Gold prices are near unchanged from yesterday’s spot close, as markets seek direction from the Federal Reserve and further losses in crude oil offset a rebound in tech stocks. Precious metals in general are quiet, except for palladium, which is seeing modest gains.
Both the dollar and bond yields are treading water this morning as well, with the dollar gaining support from a weaker British pound.
Spot silver is slightly lower at the start of trading in New York, after losing 1.26% Monday to close at $16.48 an ounce. The other three precious metals also had a down day, as a rebound in tech stocks and a moderately higher US dollar accented the market’s risk-on sentiment to start the week. Yesterday’s spot action saw gold down $9.80 to $1,243.60 an ounce, platinum shed $5.00 to $924.00, and palladium ended the day $8.00 weaker at $856.00
Monday marked the official opening of Brexit negotiations between the UK and the EU, starting a two-year countdown. This initial meeting was unexpectedly cordial. Many had been anticipating a fiery start, especially from the British team, but they basically agreed with the timetable the EU team had prepared, including putting off trade negotiations until after the exit deal was completed.

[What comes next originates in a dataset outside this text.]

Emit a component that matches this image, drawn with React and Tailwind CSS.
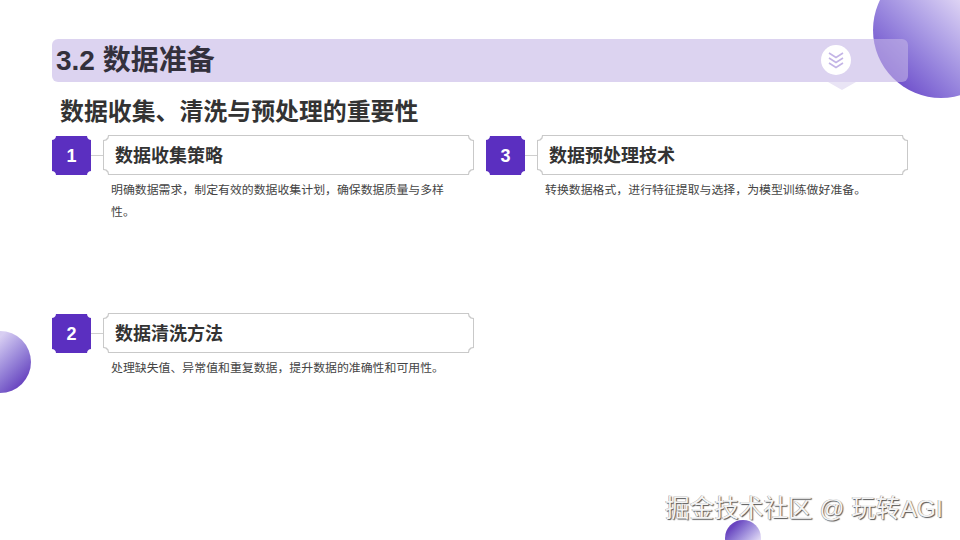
const font = { fontFamily: '"Liberation Sans", "Noto Sans CJK SC", sans-serif' };

function Item({ n, title, desc }) {
  return (
    <div className="flex flex-col">
      <div className="flex items-end h-[40px]">
        <div className="w-[39px] h-[39px] shrink-0 pt-px flex items-center justify-center bg-[#5b2fc0] text-white font-bold text-[18px] [clip-path:polygon(4px_0,35px_0,35.5px_2px,37px_3.5px,39px_4px,39px_35px,37px_35.5px,35.5px_37px,35px_39px,4px_39px,3.5px_37px,2px_35.5px,0_35px,0_4px,2px_3.5px,3.5px_2px)]">
          {n}
        </div>
        <div className="w-3 h-px bg-[#cfcfcf] shrink-0 self-center" />
        <div className="flex-1 h-[40px] p-px bg-[#c9c9c9] [clip-path:polygon(5px_0,calc(100%-5px)_0,calc(100%-4.5px)_2.5px,calc(100%-2.5px)_4.5px,100%_5px,100%_calc(100%-5px),calc(100%-2.5px)_calc(100%-4.5px),calc(100%-4.5px)_calc(100%-2.5px),calc(100%-5px)_100%,5px_100%,4.5px_calc(100%-2.5px),2.5px_calc(100%-4.5px),0_calc(100%-5px),0_5px,2.5px_4.5px,4.5px_2.5px)]">
          <div className="w-full h-full bg-white flex items-center pl-[11px] pt-[2px] text-[18px] font-bold text-[#333333] [clip-path:polygon(5px_0,calc(100%-5px)_0,calc(100%-4.5px)_2.5px,calc(100%-2.5px)_4.5px,100%_5px,100%_calc(100%-5px),calc(100%-2.5px)_calc(100%-4.5px),calc(100%-4.5px)_calc(100%-2.5px),calc(100%-5px)_100%,5px_100%,4.5px_calc(100%-2.5px),2.5px_calc(100%-4.5px),0_calc(100%-5px),0_5px,2.5px_4.5px,4.5px_2.5px)]">
            {title}
          </div>
        </div>
      </div>
      <p className="ml-[59px] mt-[5px] w-[340px] text-[11.9px] leading-[21.5px] text-[#444444]">{desc}</p>
    </div>
  );
}

export default function App() {
  return (
    <div className="relative w-[960px] h-[540px] overflow-hidden bg-white" style={font}>
      <div className="absolute left-[873px] top-[-38px] w-[136px] h-[136px] rounded-full bg-gradient-to-tr from-[#6a45c8] from-[10%] to-[#e2d8f5] to-[70%]" />
      <div className="absolute left-[-31px] top-[331px] w-[62px] h-[62px] rounded-full bg-gradient-to-br from-[#d8cef2] from-[30%] to-[#6a45c0] to-[85%]" />
      <div className="absolute left-[725px] top-[520px] w-[36px] h-[36px] rounded-full bg-gradient-to-br from-[#6a45c0] from-[20%] to-[#e0d8f4] to-[75%]" />

      <div className="relative flex flex-col pt-[39px] px-[52px]">
        <div className="relative h-[43px] rounded-[6px] bg-[rgba(195,180,230,0.59)] flex items-center pl-[4px] text-[28px] font-bold text-[#33303c]">
          <span>3.2 数据准备</span>
          <div className="absolute left-[769px] top-[6px] w-[30px] h-[30px] rounded-full bg-white flex items-center justify-center">
            <svg width="16" height="18" viewBox="0 0 16 18" fill="none" stroke="#c3b4e6" strokeWidth="1.6">
              <path d="M1 2l7 4.5L15 2" />
              <path d="M1 7l7 4.5L15 7" />
              <path d="M1 12l7 4.5L15 12" />
            </svg>
          </div>
          <div className="absolute left-[776px] top-[43px] w-[28px] h-[8px] bg-[#e9e4f5] [clip-path:polygon(0_0,100%_0,50%_100%)]" />
        </div>

        <h2 className="mt-[13px] ml-[8px] h-[34px] leading-[34px] text-[23.9px] font-bold text-[#333333]">数据收集、清洗与预处理的重要性</h2>

        <div className="mt-[6px] grid grid-cols-2 gap-x-3 grid-rows-[178px_178px]">
          <Item n="1" title="数据收集策略" desc="明确数据需求，制定有效的数据收集计划，确保数据质量与多样性。" />
          <Item n="3" title="数据预处理技术" desc="转换数据格式，进行特征提取与选择，为模型训练做好准备。" />
          <Item n="2" title="数据清洗方法" desc="处理缺失值、异常值和重复数据，提升数据的准确性和可用性。" />
        </div>
      </div>

      <div className="absolute left-[665px] top-[492px] text-[24.6px] leading-[34px] whitespace-nowrap text-[#f4f4f4] [text-shadow:1px_1px_1px_#555,-0.5px_-0.5px_0.5px_#999]">
        掘金技术社区 @ 玩转AGI
      </div>
    </div>
  );
}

Perhaps the most exciting Brexit-related news was from the Bank of England. BoE Governor Mark Carney this morning said that uncertainty over the economic effects of the Brexit negotiations has basically tied the central bank’s hands as far as raising rates in the near future.
The resulting weakness in the pound is countering strength in the euro and yen to keep the DXY dollar index in the green in early trading.
The carnage in the oil market shows no signs of letting up. Prices are sinking deeper into a seven-month low to start the day. July WTI contracts were trading below $43 a barrel early in New York, down by nearly 3%. This comes after a 1.2% drop Monday that saw US crude settle at $44.20 a barrel. August Brent crude futures are down 2.8% this morning, after settling nearly 1% lower yesterday, and ending at $46.91 a barrel.
The resulting hit to energy stocks is tempering gains from a rally in the tech sector. leaving the three major US indices to open slightly lower.
On the geopolitical front, Syria remains the hottest hot spot on the map. A day after a US F/A-18 fighter jet shot down a Syrian Air Force Su-22 that was reportedly dropping bombs on US-supported rebels, Russia warned that any Coalition aircraft that flew west of the Euphrates River would be locked-on by Russian ground and airborne radar, and be treated as potential targets.
Another development in Syria on Sunday that is being mainly ignored by US news outlets is Iran’s launch of six missiles from western Iran, over Iraq, and into eastern Syria, hitting a Daesh/ISIS stronghold.